**Task to carry out**. Gather each line containing the string "screenshot" from these entries.

**Provided entries**.
• • •
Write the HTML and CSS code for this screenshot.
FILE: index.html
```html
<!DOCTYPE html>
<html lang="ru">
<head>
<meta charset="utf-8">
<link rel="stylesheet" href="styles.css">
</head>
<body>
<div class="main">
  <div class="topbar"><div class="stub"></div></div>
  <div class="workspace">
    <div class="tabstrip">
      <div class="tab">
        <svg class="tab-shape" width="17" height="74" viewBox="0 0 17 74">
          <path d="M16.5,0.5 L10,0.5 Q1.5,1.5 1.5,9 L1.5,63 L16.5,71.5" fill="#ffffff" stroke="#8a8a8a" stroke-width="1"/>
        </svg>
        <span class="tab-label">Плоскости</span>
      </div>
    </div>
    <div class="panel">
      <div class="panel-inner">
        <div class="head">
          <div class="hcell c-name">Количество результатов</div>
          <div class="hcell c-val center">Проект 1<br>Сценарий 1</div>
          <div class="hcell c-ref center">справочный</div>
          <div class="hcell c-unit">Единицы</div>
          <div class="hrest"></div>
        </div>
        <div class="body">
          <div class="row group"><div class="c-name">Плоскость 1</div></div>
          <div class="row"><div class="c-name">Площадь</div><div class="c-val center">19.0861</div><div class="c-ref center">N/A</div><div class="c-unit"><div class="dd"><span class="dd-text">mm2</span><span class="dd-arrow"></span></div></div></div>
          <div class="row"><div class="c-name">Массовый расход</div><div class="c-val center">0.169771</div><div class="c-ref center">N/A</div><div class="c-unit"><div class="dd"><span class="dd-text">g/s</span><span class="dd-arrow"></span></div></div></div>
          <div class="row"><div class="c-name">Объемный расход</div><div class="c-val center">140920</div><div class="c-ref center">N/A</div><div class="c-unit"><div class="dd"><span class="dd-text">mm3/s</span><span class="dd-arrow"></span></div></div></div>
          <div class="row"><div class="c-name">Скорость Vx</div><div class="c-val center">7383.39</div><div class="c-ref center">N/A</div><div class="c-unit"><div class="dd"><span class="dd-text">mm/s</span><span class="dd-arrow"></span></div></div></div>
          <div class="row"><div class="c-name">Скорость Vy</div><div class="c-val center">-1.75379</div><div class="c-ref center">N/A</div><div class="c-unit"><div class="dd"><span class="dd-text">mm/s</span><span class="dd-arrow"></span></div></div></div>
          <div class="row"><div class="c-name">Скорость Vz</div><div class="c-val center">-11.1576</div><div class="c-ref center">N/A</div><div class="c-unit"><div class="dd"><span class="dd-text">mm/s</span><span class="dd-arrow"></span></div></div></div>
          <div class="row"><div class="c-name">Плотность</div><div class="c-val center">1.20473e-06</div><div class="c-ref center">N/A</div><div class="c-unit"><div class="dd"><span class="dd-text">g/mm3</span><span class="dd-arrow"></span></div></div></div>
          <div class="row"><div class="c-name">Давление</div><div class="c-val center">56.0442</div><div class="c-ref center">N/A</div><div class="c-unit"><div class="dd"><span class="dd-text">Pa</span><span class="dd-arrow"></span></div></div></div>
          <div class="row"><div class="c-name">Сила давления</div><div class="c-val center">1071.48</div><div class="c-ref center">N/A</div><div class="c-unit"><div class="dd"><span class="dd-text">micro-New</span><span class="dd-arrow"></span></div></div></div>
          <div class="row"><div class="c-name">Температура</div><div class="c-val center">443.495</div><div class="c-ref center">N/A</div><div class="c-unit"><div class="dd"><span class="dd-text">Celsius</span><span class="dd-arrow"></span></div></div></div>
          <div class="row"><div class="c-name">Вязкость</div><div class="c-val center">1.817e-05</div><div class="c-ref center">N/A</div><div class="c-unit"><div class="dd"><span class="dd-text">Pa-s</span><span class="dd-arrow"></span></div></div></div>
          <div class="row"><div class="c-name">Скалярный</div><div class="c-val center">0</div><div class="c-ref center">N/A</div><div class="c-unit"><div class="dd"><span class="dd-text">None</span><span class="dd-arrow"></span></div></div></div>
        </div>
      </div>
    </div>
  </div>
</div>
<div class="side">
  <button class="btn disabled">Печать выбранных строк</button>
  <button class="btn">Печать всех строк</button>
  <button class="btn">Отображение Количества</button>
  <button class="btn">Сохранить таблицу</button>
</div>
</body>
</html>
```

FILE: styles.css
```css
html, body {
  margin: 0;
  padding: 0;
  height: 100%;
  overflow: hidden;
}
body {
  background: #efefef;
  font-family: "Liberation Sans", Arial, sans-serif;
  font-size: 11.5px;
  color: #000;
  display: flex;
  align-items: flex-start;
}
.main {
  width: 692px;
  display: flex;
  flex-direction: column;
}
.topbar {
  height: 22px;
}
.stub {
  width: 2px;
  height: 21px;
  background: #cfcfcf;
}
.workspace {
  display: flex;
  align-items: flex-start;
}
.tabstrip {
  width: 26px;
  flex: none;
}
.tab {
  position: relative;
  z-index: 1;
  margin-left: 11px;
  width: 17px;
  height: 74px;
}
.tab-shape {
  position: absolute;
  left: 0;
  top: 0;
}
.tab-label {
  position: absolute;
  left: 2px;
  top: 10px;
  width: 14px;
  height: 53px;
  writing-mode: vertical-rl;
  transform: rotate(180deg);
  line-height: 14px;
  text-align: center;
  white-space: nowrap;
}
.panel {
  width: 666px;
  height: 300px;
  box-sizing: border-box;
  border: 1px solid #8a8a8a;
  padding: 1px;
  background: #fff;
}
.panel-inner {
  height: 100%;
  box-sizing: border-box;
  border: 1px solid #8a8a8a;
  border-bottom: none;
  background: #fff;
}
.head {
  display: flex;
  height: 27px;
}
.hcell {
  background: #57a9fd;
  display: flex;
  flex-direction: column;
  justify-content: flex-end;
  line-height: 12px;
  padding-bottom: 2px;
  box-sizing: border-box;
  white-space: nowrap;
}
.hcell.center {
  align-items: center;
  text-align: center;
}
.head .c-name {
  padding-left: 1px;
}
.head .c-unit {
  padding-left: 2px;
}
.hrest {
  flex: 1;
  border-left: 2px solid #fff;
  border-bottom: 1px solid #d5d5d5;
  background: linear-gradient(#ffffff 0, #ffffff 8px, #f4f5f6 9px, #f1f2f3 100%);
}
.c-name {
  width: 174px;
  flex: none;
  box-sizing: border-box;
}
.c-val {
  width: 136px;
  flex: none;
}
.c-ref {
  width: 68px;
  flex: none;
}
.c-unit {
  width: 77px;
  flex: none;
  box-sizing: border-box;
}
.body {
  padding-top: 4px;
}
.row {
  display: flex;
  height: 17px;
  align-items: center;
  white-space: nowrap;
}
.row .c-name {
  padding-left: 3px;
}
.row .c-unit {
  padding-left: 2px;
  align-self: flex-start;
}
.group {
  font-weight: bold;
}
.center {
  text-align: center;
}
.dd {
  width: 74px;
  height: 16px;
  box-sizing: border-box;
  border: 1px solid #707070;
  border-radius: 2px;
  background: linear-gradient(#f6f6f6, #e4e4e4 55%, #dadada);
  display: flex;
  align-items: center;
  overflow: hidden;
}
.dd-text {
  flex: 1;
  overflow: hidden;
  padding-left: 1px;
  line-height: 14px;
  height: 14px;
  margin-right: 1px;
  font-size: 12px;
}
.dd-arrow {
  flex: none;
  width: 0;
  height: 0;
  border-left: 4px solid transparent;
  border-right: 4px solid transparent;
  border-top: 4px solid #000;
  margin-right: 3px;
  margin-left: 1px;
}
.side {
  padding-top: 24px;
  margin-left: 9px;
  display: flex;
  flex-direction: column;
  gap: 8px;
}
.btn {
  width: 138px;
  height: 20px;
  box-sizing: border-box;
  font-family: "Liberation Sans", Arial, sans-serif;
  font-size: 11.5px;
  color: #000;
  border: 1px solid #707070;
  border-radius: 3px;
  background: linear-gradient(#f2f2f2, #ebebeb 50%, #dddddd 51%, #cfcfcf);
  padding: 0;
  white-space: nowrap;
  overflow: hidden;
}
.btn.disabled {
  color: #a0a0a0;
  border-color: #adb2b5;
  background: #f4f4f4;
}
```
• • •
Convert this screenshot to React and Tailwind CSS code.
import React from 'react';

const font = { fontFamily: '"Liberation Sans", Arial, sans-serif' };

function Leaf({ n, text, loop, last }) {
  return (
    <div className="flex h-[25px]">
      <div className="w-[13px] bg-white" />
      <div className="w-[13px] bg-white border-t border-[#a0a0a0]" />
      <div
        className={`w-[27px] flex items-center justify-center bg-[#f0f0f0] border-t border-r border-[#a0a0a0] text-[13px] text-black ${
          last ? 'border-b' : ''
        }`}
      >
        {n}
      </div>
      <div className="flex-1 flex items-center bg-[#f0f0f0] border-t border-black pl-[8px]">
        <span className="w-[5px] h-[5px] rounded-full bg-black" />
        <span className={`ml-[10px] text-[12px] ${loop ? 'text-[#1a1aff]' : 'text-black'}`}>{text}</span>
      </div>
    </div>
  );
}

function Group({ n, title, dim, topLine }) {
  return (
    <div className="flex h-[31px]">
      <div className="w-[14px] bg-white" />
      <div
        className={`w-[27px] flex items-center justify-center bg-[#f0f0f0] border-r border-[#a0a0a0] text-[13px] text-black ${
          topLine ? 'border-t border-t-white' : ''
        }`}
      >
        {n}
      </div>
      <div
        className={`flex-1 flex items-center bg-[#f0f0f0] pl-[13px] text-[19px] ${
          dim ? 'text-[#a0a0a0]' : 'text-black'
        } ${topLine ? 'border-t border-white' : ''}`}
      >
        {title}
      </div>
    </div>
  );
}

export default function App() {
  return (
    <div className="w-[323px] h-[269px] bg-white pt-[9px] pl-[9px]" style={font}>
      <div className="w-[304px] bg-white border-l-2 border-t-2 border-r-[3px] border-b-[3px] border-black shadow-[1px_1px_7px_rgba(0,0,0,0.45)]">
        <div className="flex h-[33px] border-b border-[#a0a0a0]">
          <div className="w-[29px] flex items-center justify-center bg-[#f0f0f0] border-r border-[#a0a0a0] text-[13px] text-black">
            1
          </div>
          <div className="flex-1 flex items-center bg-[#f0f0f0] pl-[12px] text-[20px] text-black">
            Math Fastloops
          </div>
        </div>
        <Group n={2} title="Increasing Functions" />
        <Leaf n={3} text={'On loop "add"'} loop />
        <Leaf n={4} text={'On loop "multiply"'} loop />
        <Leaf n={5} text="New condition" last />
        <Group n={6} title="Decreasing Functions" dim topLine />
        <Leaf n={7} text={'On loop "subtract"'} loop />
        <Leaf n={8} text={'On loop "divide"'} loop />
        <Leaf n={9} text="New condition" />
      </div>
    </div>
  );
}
• • •
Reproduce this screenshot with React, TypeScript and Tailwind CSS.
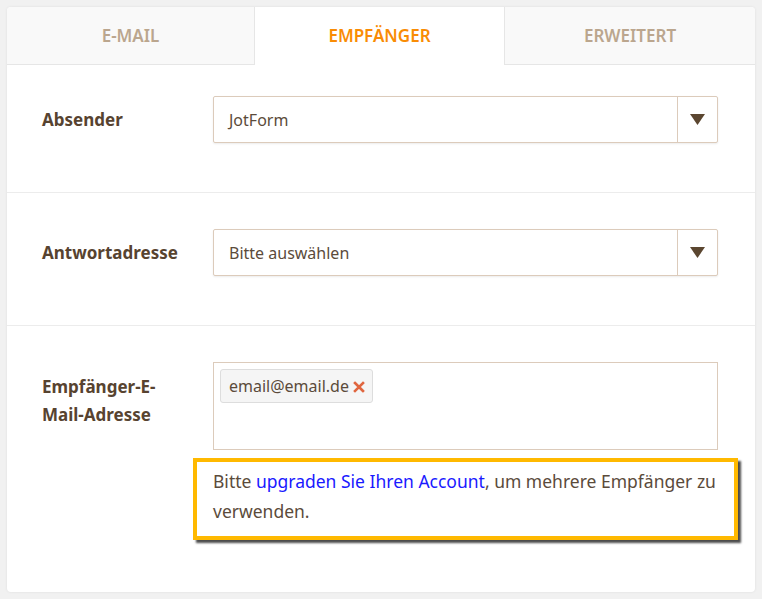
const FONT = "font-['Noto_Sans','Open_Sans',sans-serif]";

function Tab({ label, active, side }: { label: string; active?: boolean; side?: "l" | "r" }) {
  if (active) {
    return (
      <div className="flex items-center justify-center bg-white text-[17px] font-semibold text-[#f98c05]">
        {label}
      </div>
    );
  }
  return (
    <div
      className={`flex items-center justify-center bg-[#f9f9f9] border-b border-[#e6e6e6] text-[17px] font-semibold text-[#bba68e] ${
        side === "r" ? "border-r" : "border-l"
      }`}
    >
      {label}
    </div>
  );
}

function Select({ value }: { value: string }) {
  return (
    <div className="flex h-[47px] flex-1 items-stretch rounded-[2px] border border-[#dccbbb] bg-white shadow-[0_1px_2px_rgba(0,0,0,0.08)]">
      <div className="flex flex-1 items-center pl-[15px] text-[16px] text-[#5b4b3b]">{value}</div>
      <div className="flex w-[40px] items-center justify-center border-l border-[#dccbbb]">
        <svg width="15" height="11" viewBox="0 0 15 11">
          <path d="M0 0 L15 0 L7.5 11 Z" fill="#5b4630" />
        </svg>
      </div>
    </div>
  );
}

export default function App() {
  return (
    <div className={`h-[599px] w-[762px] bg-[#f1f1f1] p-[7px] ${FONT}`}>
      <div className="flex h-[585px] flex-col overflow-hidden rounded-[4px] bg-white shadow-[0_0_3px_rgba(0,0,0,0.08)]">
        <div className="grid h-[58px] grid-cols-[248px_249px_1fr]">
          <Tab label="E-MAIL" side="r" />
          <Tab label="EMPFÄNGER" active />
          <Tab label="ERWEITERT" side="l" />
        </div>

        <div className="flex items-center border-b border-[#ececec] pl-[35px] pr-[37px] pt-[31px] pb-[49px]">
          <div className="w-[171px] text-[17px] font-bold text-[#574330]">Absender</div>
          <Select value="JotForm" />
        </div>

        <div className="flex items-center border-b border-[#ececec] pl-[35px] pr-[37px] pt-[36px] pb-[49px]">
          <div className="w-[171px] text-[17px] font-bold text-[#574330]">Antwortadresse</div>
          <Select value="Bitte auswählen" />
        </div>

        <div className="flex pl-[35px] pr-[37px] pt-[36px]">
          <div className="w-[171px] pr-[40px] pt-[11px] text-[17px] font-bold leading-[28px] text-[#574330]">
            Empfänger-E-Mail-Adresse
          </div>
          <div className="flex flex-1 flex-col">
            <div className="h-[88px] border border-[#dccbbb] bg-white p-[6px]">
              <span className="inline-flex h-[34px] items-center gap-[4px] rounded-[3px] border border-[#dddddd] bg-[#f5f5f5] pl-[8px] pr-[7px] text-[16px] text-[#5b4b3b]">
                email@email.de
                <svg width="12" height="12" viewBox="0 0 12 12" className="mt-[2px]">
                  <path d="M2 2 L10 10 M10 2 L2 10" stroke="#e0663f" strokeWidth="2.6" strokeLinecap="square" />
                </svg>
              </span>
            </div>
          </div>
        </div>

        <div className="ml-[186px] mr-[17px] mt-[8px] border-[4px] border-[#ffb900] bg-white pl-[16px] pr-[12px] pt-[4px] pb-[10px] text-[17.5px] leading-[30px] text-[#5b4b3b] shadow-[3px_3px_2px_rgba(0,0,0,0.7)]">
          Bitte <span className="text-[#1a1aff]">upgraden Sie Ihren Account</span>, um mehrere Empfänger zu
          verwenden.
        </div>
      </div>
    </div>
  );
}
• • •
**Reply**.
Write the HTML and CSS code for this screenshot.
Convert this screenshot to React and Tailwind CSS code.
Reproduce this screenshot with React, TypeScript and Tailwind CSS.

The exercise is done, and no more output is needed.